Graduate House

研究生堂

Dr Desmond Hui
Associate Professor
Department of Architecture


 
Among the recent additions of new buildings in the campus, the Graduate House, completed in March 1998, establishes itself fast as a landmark in Hong Kong by becoming the only HKU premise to have been awarded a prize by the Hong Kong Institute of Architects. It has been given the top honour of a Silver Medal - the highest recognition of architectural design excellence by the Institute - together with the new Airport and the Tsang Kwan O Housing Project for the annual award year of 1998.

Graduate House is designed by Rocco Yim(嚴迅奇)of Rocco Design Limited, a graduate from the Department of Architecture at HKU, who has established himself as one of the best designers in Hong Kong. The project is a mixed-use academic building which comprises three distinct functions: a dormitory for 210 graduate students, an amenities centre for the whole student body and a conference centre for the public. It is located on a difficult yet beautiful site, where a nullah runs across a picturesque valley dotted with a number of mature trees.

The architect takes advantage of the site challenges by developing a building that connects the main campus through the steep slope to the upper access road of University Drive in a drop of 18m. By skilful manipulation of building levels and orientation, most of the original vegetation on the site is kept, preserving the mature trees and even turning them into a feature of the design. A series of terraces are formed alongside the building, serving as semi-private/public domains for the visual as well as physical expansion of the foyer and circulation spaces inside.

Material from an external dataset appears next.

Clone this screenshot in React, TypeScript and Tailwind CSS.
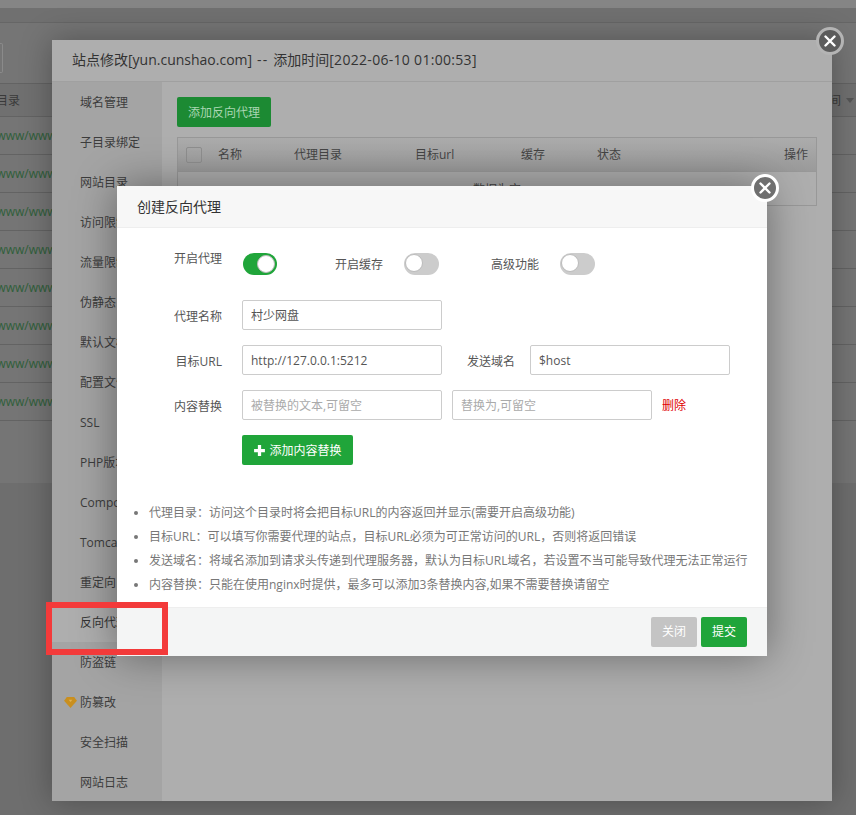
const font = "font-['Open_Sans','Noto_Sans_CJK_SC',sans-serif]";

const sideItems = [
  "域名管理",
  "子目录绑定",
  "网站目录",
  "访问限制",
  "流量限制",
  "伪静态",
  "默认文档",
  "配置文件",
  "SSL",
  "PHP版本",
  "Composer",
  "Tomcat",
  "重定向",
  "反向代理",
  "防盗链",
  "防篡改",
  "安全扫描",
  "网站日志",
];

const tips = [
  "代理目录：访问这个目录时将会把目标URL的内容返回并显示(需要开启高级功能)",
  "目标URL：可以填写你需要代理的站点，目标URL必须为可正常访问的URL，否则将返回错误",
  "发送域名：将域名添加到请求头传递到代理服务器，默认为目标URL域名，若设置不当可能导致代理无法正常运行",
  "内容替换：只能在使用nginx时提供，最多可以添加3条替换内容,如果不需要替换请留空",
];

const Toggle = ({ on }: { on?: boolean }) => (
  <div
    className={
      on
        ? "flex h-[22px] w-[34px] justify-end rounded-full bg-[#20a53a] p-[2px]"
        : "flex h-[22px] w-[35px] justify-start rounded-full bg-[#cccccc] p-[1px]"
    }
  >
    <div className="h-[18px] w-[18px] rounded-full border border-[#bbbbbb] bg-white" />
  </div>
);

const Field = ({ value, placeholder }: { value?: string; placeholder?: string }) => (
  <input
    readOnly
    value={value}
    placeholder={placeholder}
    className="h-[30px] w-[200px] rounded-[2px] border border-[#cccccc] bg-white px-[8px] text-xs text-[#555555] outline-none placeholder:text-[#aaaaaa]"
  />
);

const Label = ({ children }: { children: string }) => (
  <span className="h-[30px] w-12 whitespace-nowrap text-right text-xs leading-[34px] text-[#555555]">{children}</span>
);

const CloseBtn = ({ className }: { className: string }) => (
  <div className={"absolute flex h-7 w-7 items-center justify-center rounded-full " + className}>
    <svg viewBox="0 0 12 12" className="h-3 w-3">
      <path d="M1.5 1.5l9 9M10.5 1.5l-9 9" stroke="#ffffff" strokeWidth="2.4" strokeLinecap="round" />
    </svg>
  </div>
);

const BackPage = () => (
  <div className="h-full bg-[#6e6e6e]">
    <div className="h-2 bg-[#858585]" />
    <div className="h-[15px] border-b border-[#666666] bg-[#707070]" />
    <div className="h-[60px] bg-[#757575] pt-[20px]">
      <div className="h-[30px] w-[3px] rounded-r-[2px] border border-l-0 border-[#8a8a8a]" />
    </div>
    <div className="h-[400px] bg-[#757575]">
      <div className="flex h-[34px] items-center justify-between border-y border-[#636363] bg-[#707070] pt-px text-xs text-[#3a3a3a]">
        <span className="-ml-[4px]">目录</span>
        <span className="flex items-center gap-[5px] pr-[2px]">
          间
          <span className="h-0 w-0 border-x-[4px] border-t-[5px] border-x-transparent border-t-[#555555]" />
        </span>
      </div>
      {[0, 1, 2, 3, 4, 5, 6, 7].map((n) => (
        <div
          key={n}
          className="-ml-[8px] flex h-[38px] items-center border-b border-[#636363] pt-px text-xs whitespace-nowrap text-[#2f5f3a]"
        >
          /www/wwwroot
        </div>
      ))}
    </div>
  </div>
);

const SiteModal = () => (
  <div className="absolute top-10 left-[52px] flex h-[761px] w-[780px] flex-col bg-[#aeaeae] shadow-[0_0_30px_rgba(0,0,0,0.3)]">
    <div className="h-[42px] shrink-0 border-b border-[#a0a0a0] pl-5 text-sm leading-[40px] whitespace-nowrap text-[#333333]">
      站点修改[yun.cunshao.com]<span className="tracking-[1.2px]"> -- </span>添加时间
      <span className="tracking-[0.3px]">[2022-06-10 01:00:53]</span>
    </div>
    <div className="flex min-h-0 flex-1">
      <div className="w-[110px] shrink-0 bg-[#a4a4a4]">
        {sideItems.map((item) => (
          <div
            key={item}
            className={
              item === "反向代理"
                ? "relative h-10 bg-[#aeaeae] pl-7 text-xs leading-[42px] text-[#333333]"
                : "relative h-10 pl-7 text-xs leading-[42px] text-[#3c3c3c]"
            }
          >
            {item === "防篡改" && (
              <svg viewBox="0 0 14 12" className="absolute top-[15px] left-[12px] h-[11px] w-[13px]">
                <path d="M3 0h8l3 4-7 8-7-8z" fill="#c98f1f" />
                <path d="M5 3h4l-2 2.5z" fill="#e0b050" />
              </svg>
            )}
            {item}
          </div>
        ))}
      </div>
      <div className="flex-1 px-[15px] pt-[15px]">
        <div className="flex h-[30px] w-[94px] items-center justify-center rounded-[2px] bg-[#1c8a33] pt-px text-xs text-[#a9d6b2]">
          添加反向代理
        </div>
        <div className="mt-[10px] h-[69px] border border-[#989898]">
          <div className="flex h-[34px] items-center border-b border-[#989898] bg-gradient-to-b from-[#acacac] to-[#9a9a9a] text-xs text-[#444444]">
            <div className="ml-2 h-4 w-4 rounded-[2px] border border-[#8e8e8e]" />
            <span className="ml-4 w-[76px]">名称</span>
            <span className="w-[121px]">代理目录</span>
            <span className="w-[106px]">目标url</span>
            <span className="w-[76px]">缓存</span>
            <span className="flex-1">状态</span>
            <span className="pr-2">操作</span>
          </div>
          <div className="h-[34px] pt-[10px] text-center text-xs text-[#444444]">数据为空</div>
        </div>
      </div>
    </div>
  </div>
);

const ProxyModal = () => (
  <div className="absolute top-[186px] left-[117px] flex h-[470px] w-[650px] flex-col bg-white shadow-[0_0_40px_rgba(0,0,0,0.4)]">
    <div className="h-[42px] shrink-0 border-b border-[#eeeeee] bg-[#f7f7f7] pl-5 text-sm leading-[41px] text-[#333333]">
      创建反向代理
    </div>
    <div className="flex-1 pt-[25px]">
      <div className="flex items-start pl-[57px] text-xs text-[#555555]">
        <span className="w-12 leading-3">开启代理</span>
        <div className="ml-[21px]">
          <Toggle on />
        </div>
        <span className="ml-[58px] leading-6">开启缓存</span>
        <div className="ml-[21px]">
          <Toggle />
        </div>
        <span className="ml-[52px] leading-6">高级功能</span>
        <div className="ml-[21px]">
          <Toggle />
        </div>
      </div>
      <div className="mt-[23px] flex flex-col gap-[15px] pl-[57px]">
        <div className="flex gap-5">
          <Label>代理名称</Label>
          <Field value="村少网盘" />
        </div>
        <div className="flex gap-5">
          <Label>目标URL</Label>
          <Field value="http://127.0.0.1:5212" />
          <div className="ml-[5px] flex gap-[15px]">
            <Label>发送域名</Label>
            <Field value="$host" />
          </div>
        </div>
        <div className="flex gap-5">
          <Label>内容替换</Label>
          <div className="flex items-center gap-[10px]">
            <Field placeholder="被替换的文本,可留空" />
            <Field placeholder="替换为,可留空" />
            <span className="pt-[2px] text-xs text-[#e00000]">删除</span>
          </div>
        </div>
        <div className="pl-[68px]">
          <div className="flex h-[30px] w-[111px] items-center justify-center gap-[3px] rounded-[2px] bg-[#20a53a] pt-px text-xs text-white">
            <svg viewBox="0 0 12 12" className="h-[13px] w-[13px]">
              <path d="M6 1v10M1 6h10" stroke="#ffffff" strokeWidth="3" />
            </svg>
            添加内容替换
          </div>
        </div>
      </div>
      <ul className="mt-[36px] list-disc pl-8 text-xs leading-6 text-[#777777]">
        {tips.map((tip) => (
          <li key={tip} className="whitespace-nowrap">
            {tip}
          </li>
        ))}
      </ul>
    </div>
    <div className="flex h-[49px] shrink-0 items-center justify-end gap-1 border-t border-[#eeeeee] bg-[#f4f5f5] pr-5">
      <div className="flex h-[30px] w-[46px] items-center justify-center rounded-[2px] bg-[#c4c4c4] text-xs text-white">
        关闭
      </div>
      <div className="flex h-[30px] w-[46px] items-center justify-center rounded-[2px] bg-[#20a53a] text-xs text-white">
        提交
      </div>
    </div>
  </div>
);

export default function App() {
  return (
    <div className={"relative h-[815px] w-[856px] overflow-hidden " + font}>
      <BackPage />
      <SiteModal />
      <CloseBtn className="top-[27px] left-[816px] border-[3px] border-[#b4b4b4] bg-[#5c5c5c]" />
      <ProxyModal />
      <CloseBtn className="top-[174px] left-[751px] border-[3px] border-white bg-[#6f6f6f]" />
      <div className="absolute top-[602px] left-[46px] h-[53px] w-[122px] border-[6px] border-[#f33a3a]" />
    </div>
  );
}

The resulting form of the project follows this cascading idea by evolving into three distinct portions. The lowest and closest to the main campus movement is the conference centre which contains the Wang Gungwu Lecture Hall(王賡武講堂), four seminar rooms and a multi-purpose room. The middle portion consists of nine floors of student hostels on top of the amenities centre which comprises several multi-purpose rooms, music rooms and study facilities. The highest block, named after Jockey Club, has 18 stories in total, 11 of which are student hostels above the main entrance to the dormitory.

The Jockey Club Building(賽馬會樓)faces south which optimizes exposure to the sun, cross-ventilation of the rooms and view to the mountain with single-loaded corridors. It is connected with the lower residential block by a glass intermediate zone which is developed into double-storied student lounges. The lower tower is skewed in its orientation to the north-east to gain the best prospects of view towards the campus and harbour. The rooms again are arranged with single-loaded corridors. Both walls on the corridor-side of the residential blocks are relatively solid with narrow vertical windows to minimize the heat gain through western solar exposure.

The building is faced externally with coloured ceramic tiles and painted with different shades of grey. The foyer and other internal public spaces feature reconstituted marble tiles with painted concrete. The main stairway is made from solid beech timber. Colour is kept to a minimum with painted doors and balustrades, mostly in shades of grey and blue. The overall ambience of the place is subdued, yet bright and elegant for the functions it houses. As an academic building, it attains an appropriate decorum with its sensitive and intelligent responses to the environment and context and would serve as an example for other campus constructions yet to appear.


Rocco Yim (BA(AS) 1974)

Design Statement
(extracted)

"...The design's main aim is to merge the campus into the architecture and to create a green environment both within and without the building envelope. More specifically, the following strategies are adopted:-

The hostel block is orientated to face south and north-east, with narrow, solid facades and circulation elements as buffets to face east and west, thus achieving appropriate solar insulation and respecting the existing campus planning axes.

The footprint of the hostel block is carefully configured to facilitate single-loaded corridors for possible cross-ventilation across all bedrooms as well as maximum view and natural lighting for the double-volume communal lounges.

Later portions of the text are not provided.